When Daryl Morey and the Philadelphia 76ers traded for James Harden last February, it seemed like it was a steal. Not only did the Sixers get rid of Ben Simmons (and the baggage he brings), but they also received another All-Star to pair up with MVP candidate Joel Embiid, who's been on a tear this season.
But as the season progressed, little did the Sixers know that they acquired a different version of Harden. Not the Harden who won the MVP in 2018 by averaging 30.4 points a game but a completely different player who seems to have lost his burst, ability to drive relentlessly on the paint, and dominate the perimeter.
This season, Harden is averaging his lowest point per game (21.0) since 2012, lowest 3-point (32.6%), and field goal average (40.2%) average in his career.
And there's always that thing where The Beard disappears when his team needs him most. In the ongoing playoffs, Harden has barely been a difference-maker for his team — averaging just 18.8 points, 9.4 assists, and 5.4 rebounds a game in just 34.8% 3-point shooting in the post-season.
That said, the critical question that looms for the Sixers moving forward is whether or not Harden is worth giving another supermax extension to. According to ESPN'S Brian Windhorst, Harden is likely opting in his $47.4 million contract for next season and will reportedly negotiate with the Sixers on his next contract.

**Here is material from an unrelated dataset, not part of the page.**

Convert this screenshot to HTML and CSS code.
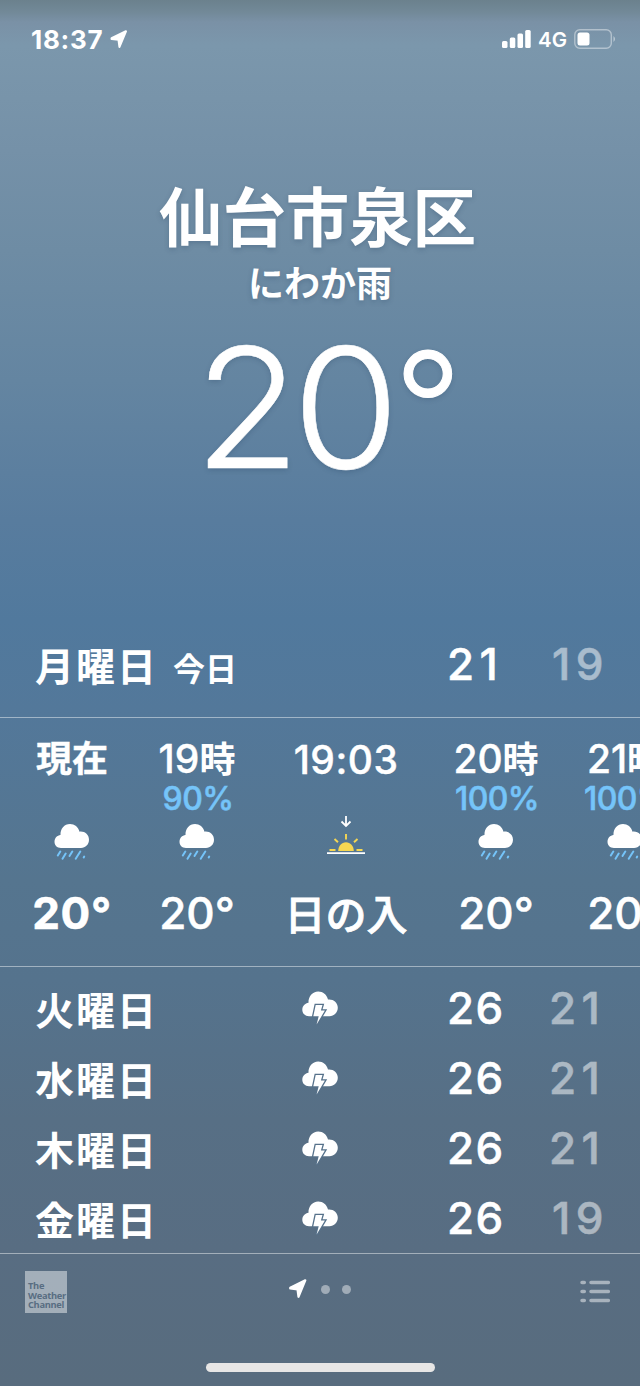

The pros of extending Harden's contract
If you want to look at this positively, extending Harden next season would mean that the Sixers could be a contending team for a while. The 28-year-old Embiid isn't getting any younger and needs all the perimeter help he can get.

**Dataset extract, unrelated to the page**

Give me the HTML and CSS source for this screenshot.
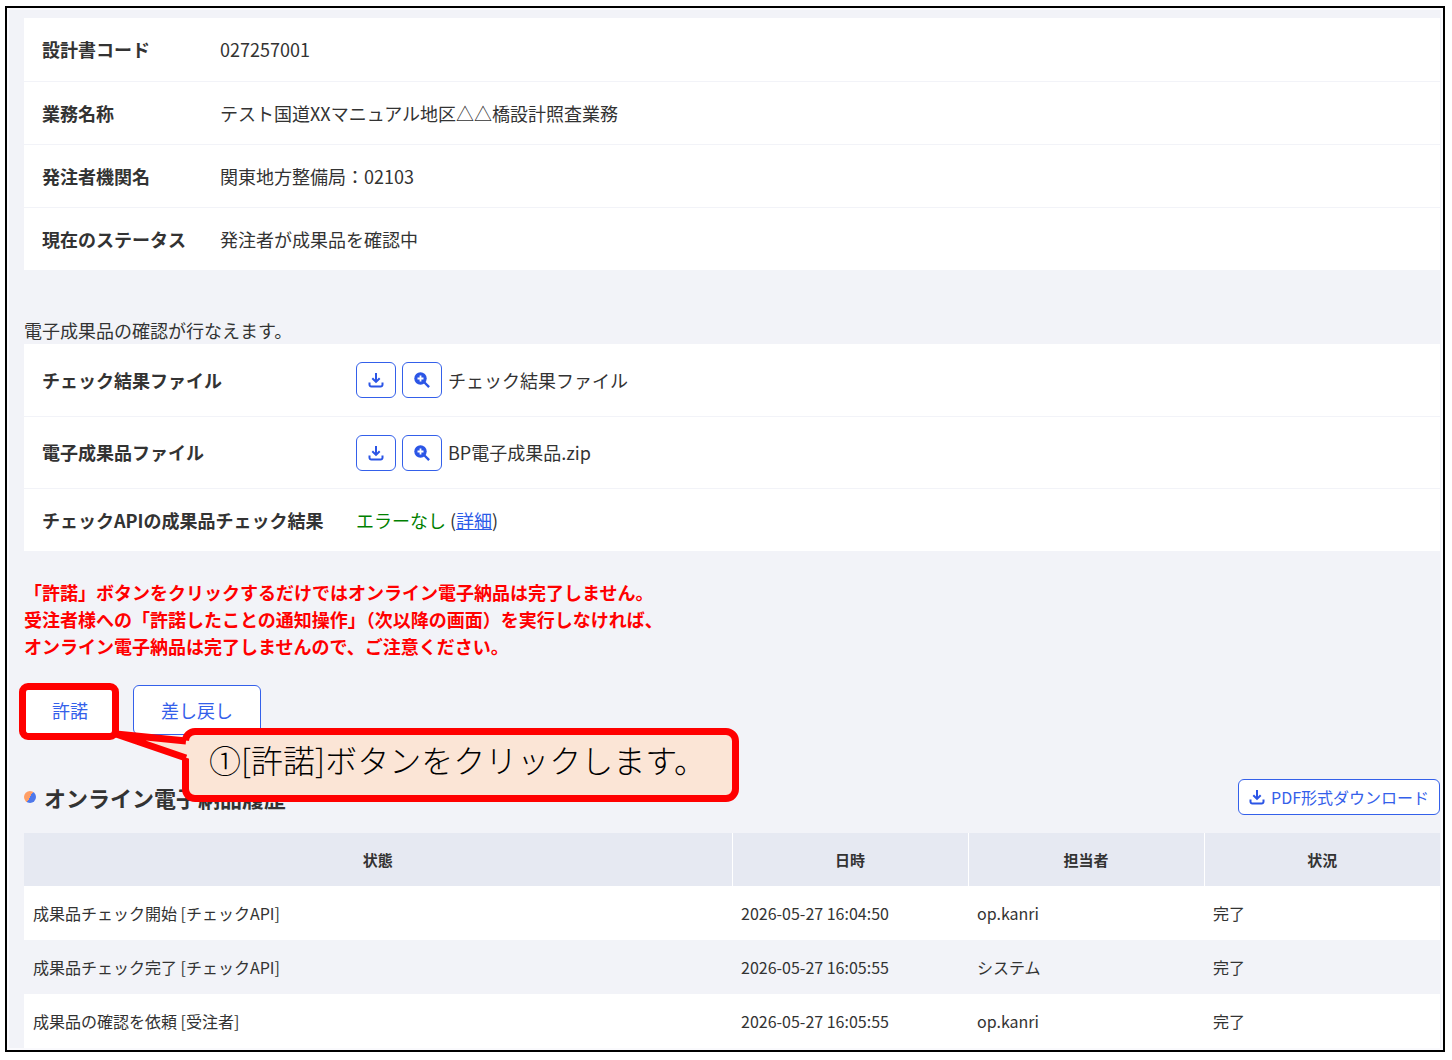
FILE: index.html
```html
<!DOCTYPE html>
<html lang="ja">
<head>
    <meta charset="UTF-8">
    <meta name="viewport" content="width=device-width, initial-scale=1.0">
    <title>オンライン電子納品</title>
    <link rel="stylesheet" href="styles.css">
</head>
<body>
    <svg class="sprite" aria-hidden="true">
        <symbol id="icon-download" viewBox="0 0 16 16">
            <path d="M8 1v8.500M4.300 6.200L8 9.900l3.700-3.700M1.500 10.500v2.200a1.800 1.800 0 0 0 1.800 1.800h9.400a1.800 1.800 0 0 0 1.800-1.800v-2.200" fill="none" stroke="currentColor" stroke-width="2"/>
        </symbol>
        <symbol id="icon-zoom" viewBox="0 0 16 16">
            <circle cx="6.500" cy="6.500" r="6.200" fill="currentColor"/>
            <path d="M10.500 10.500l4.600 4.600" stroke="currentColor" stroke-width="2.400"/>
            <path d="M6.500 3.500v6M3.500 6.500h6" stroke="#ffffff" stroke-width="1.800"/>
        </symbol>
    </svg>

    <main class="frame">
        <dl class="info">
            <div class="info-row">
                <dt>設計書コード</dt>
                <dd>027257001</dd>
            </div>
            <div class="info-row">
                <dt>業務名称</dt>
                <dd>テスト国道XXマニュアル地区△△橋設計照査業務</dd>
            </div>
            <div class="info-row">
                <dt>発注者機関名</dt>
                <dd>関東地方整備局：02103</dd>
            </div>
            <div class="info-row">
                <dt>現在のステータス</dt>
                <dd>発注者が成果品を確認中</dd>
            </div>
        </dl>

        <p class="lead">電子成果品の確認が行なえます。</p>
        <dl class="info files">
            <div class="info-row file-row">
                <dt>チェック結果ファイル</dt>
                <dd>
                    <button type="button" class="btn icon-btn" aria-label="ダウンロード"><svg class="icon"><use href="#icon-download"/></svg></button>
                    <button type="button" class="btn icon-btn" aria-label="表示"><svg class="icon"><use href="#icon-zoom"/></svg></button>
                    <span>チェック結果ファイル</span>
                </dd>
            </div>
            <div class="info-row file-row">
                <dt>電子成果品ファイル</dt>
                <dd>
                    <button type="button" class="btn icon-btn" aria-label="ダウンロード"><svg class="icon"><use href="#icon-download"/></svg></button>
                    <button type="button" class="btn icon-btn" aria-label="表示"><svg class="icon"><use href="#icon-zoom"/></svg></button>
                    <span>BP電子成果品.zip</span>
                </dd>
            </div>
            <div class="info-row">
                <dt>チェックAPIの成果品チェック結果</dt>
                <dd class="result"><span class="ok">エラーなし</span><span>(<a href="#">詳細</a>)</span></dd>
            </div>
        </dl>

        <p class="warning">
            「許諾」ボタンをクリックするだけではオンライン電子納品は完了しません。<br>
            受注者様への「許諾したことの通知操作」（次以降の画面）を実行しなければ、<br>
            オンライン電子納品は完了しませんので、ご注意ください。
        </p>

        <div class="actions">
            <button type="button" class="btn action-btn">許諾</button>
            <button type="button" class="btn action-btn">差し戻し</button>

            <!-- 操作説明の吹き出し -->
            <div class="highlight"></div>
            <div class="callout">①[許諾]ボタンをクリックします。</div>
            <svg class="callout-tail" viewBox="0 0 84 40" aria-hidden="true">
                <path d="M80 14L6 7l74 25" fill="#fbe5d6"/>
                <path d="M76 14L6 7l70 24" fill="none" stroke="#ff0000" stroke-width="7"/>
            </svg>
        </div>

        <div class="history-head">
            <h2>オンライン電子納品履歴</h2>
            <button type="button" class="btn pdf-btn"><svg class="icon"><use href="#icon-download"/></svg>PDF形式ダウンロード</button>
        </div>

        <table class="history">
            <thead>
                <tr>
                    <th class="col-state">状態</th>
                    <th>日時</th>
                    <th>担当者</th>
                    <th>状況</th>
                </tr>
            </thead>
            <tbody>
                <tr>
                    <td>成果品チェック開始 [チェックAPI]</td>
                    <td>2026-05-27 16:04:50</td>
                    <td>op.kanri</td>
                    <td>完了</td>
                </tr>
                <tr>
                    <td>成果品チェック完了 [チェックAPI]</td>
                    <td>2026-05-27 16:05:55</td>
                    <td>システム</td>
                    <td>完了</td>
                </tr>
                <tr>
                    <td>成果品の確認を依頼 [受注者]</td>
                    <td>2026-05-27 16:05:55</td>
                    <td>op.kanri</td>
                    <td>完了</td>
                </tr>
            </tbody>
        </table>
    </main>
</body>
</html>
```
FILE: styles.css
```css
* {
    box-sizing: border-box;
}
body {
    margin: 6px 7px 8px 5px;
    background-color: #ffffff;
    color: #333333;
    font-family: "Noto Sans CJK JP", sans-serif;
    font-size: 18px;
    line-height: 27px;
}
dl, dd, p, h2 {
    margin: 0;
}
a {
    color: #2b5be8;
}
.sprite {
    display: none;
}
.frame {
    border: 2px solid #000000;
    background-color: #f2f3f8;
    box-shadow: inset 0 0 0 2px #fafafd;
    padding: 10px 3px 2px 17px;
}

/* 項目一覧 */
.info {
    background-color: #ffffff;
}
.info-row {
    display: grid;
    grid-template-columns: 178px 1fr;
    align-items: center;
    min-height: 63px;
    padding: 0 18px;
}
.info-row + .info-row {
    border-top: 1px solid #f2f3f8;
}
.info dt {
    font-weight: bold;
}
.files .info-row {
    grid-template-columns: 314px 1fr;
}
.files .file-row {
    min-height: 72px;
}
.info dd {
    display: flex;
    align-items: center;
    gap: 6px;
}
.info .result {
    gap: 4px;
}
.ok {
    color: #008000;
}
.lead {
    margin-top: 47px;
}
.warning {
    margin-top: 28px;
    color: #ff0000;
    font-weight: bold;
}

/* ボタン */
.btn {
    display: inline-flex;
    align-items: center;
    justify-content: center;
    border: 1px solid #3460ea;
    border-radius: 6px;
    background-color: #ffffff;
    color: #3460ea;
    font-family: inherit;
    cursor: pointer;
}
.btn:hover {
    background-color: #eef2ff;
}
.icon {
    width: 16px;
    height: 16px;
    color: #2b55e6;
}
.icon-btn {
    width: 40px;
    height: 36px;
    padding: 0;
}
.actions {
    position: relative;
    display: flex;
    gap: 17px;
    margin-top: 25px;
}
.action-btn {
    height: 50px;
    padding: 0 27px;
    font-size: 18px;
}

/* 吹き出し */
.highlight {
    position: absolute;
    top: -2px;
    left: -5px;
    width: 100px;
    height: 57px;
    border: 7px solid #ff0000;
    border-radius: 9px;
    pointer-events: none;
}
.callout {
    position: absolute;
    top: 43px;
    left: 158px;
    width: 557px;
    height: 74px;
    padding: 0 20px;
    border: 7px solid #ff0000;
    border-radius: 13px;
    background-color: #fbe5d6;
    color: #000000;
    font-size: 32px;
    font-weight: 300;
    line-height: 48px;
    white-space: nowrap;
}
.callout-tail {
    position: absolute;
    top: 42px;
    left: 86px;
    width: 84px;
    height: 40px;
}

/* 履歴 */
.history-head {
    display: flex;
    justify-content: space-between;
    align-items: center;
    margin-top: 44px;
}
.history-head h2 {
    display: flex;
    align-items: center;
    gap: 8px;
    font-size: 22px;
}
.history-head h2::before {
    content: "";
    width: 12px;
    height: 12px;
    border-radius: 50%;
    background: linear-gradient(120deg, #ff9e66 50%, #4f78ea 50%);
}
.pdf-btn {
    gap: 6px;
    height: 36px;
    padding: 0 10px;
    font-size: 16px;
}
.history {
    width: 100%;
    margin-top: 18px;
    border-collapse: collapse;
    table-layout: fixed;
    background-color: #ffffff;
    font-size: 16px;
}
.history th {
    height: 53px;
    padding: 0 10px;
    background-color: #e6e9f2;
    font-size: 15px;
}
.history th + th {
    border-left: 1px solid #ffffff;
}
.history .col-state {
    width: 50%;
}
.history td {
    height: 54px;
    padding: 0 9px;
}
.history tbody tr:nth-child(even) {
    background-color: #f2f3f8;
}
```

Yes, there are enough sample games to conclude that Harden is no longer the player he once was. Still, it would be disingenuous for the Sixers to let an asset walk away from them if they don't prioritize Harden's supermax extension. Remember, the Sixers also gave up Seth Curry, Andre Drummond, and two first-round draft picks when they traded for Harden, which means if they let the All-Star walk, they won't be getting anything back in return.
The Sixers must do everything they can to get the best out of Harden. After all, it's only been two and a half months since the trade, and maybe Harden will eventually find his stride under Doc Rivers' system. (Or whoever coaches the Sixers next year.)
Another reason for optimism is that Embiid and Harden will get one whole offseason to work together this year and allow the Sixers to build a more competent roster around them.
The cons of extending Harden's contract
Harden's performance as of late certainly doesn't merit the kind of money he'll be receiving, so his impending contract is going to be a massive gamble on the Sixers' end. Everyone predicted his lifestyle and lack of dedication to conditioning would negatively impact Harden's aging. Paying such a player $61 million at age 37 could destroy the Sixers for this decade.
Will Philadelphia be patient enough to believe that Harden can still turn his performance around? Or will they consider trading their newly acquired superstar to avoid losing an asset? Harden is an aging superstar who's now showing signs of his decline. He has to be better for his team and his reputation.
Would you make a quarter of a billion-dollar bet that Harden will pull a Chris Paul, go on a plant-based diet, workout all summer and impose a curfew for himself and his teammates in the playoffs?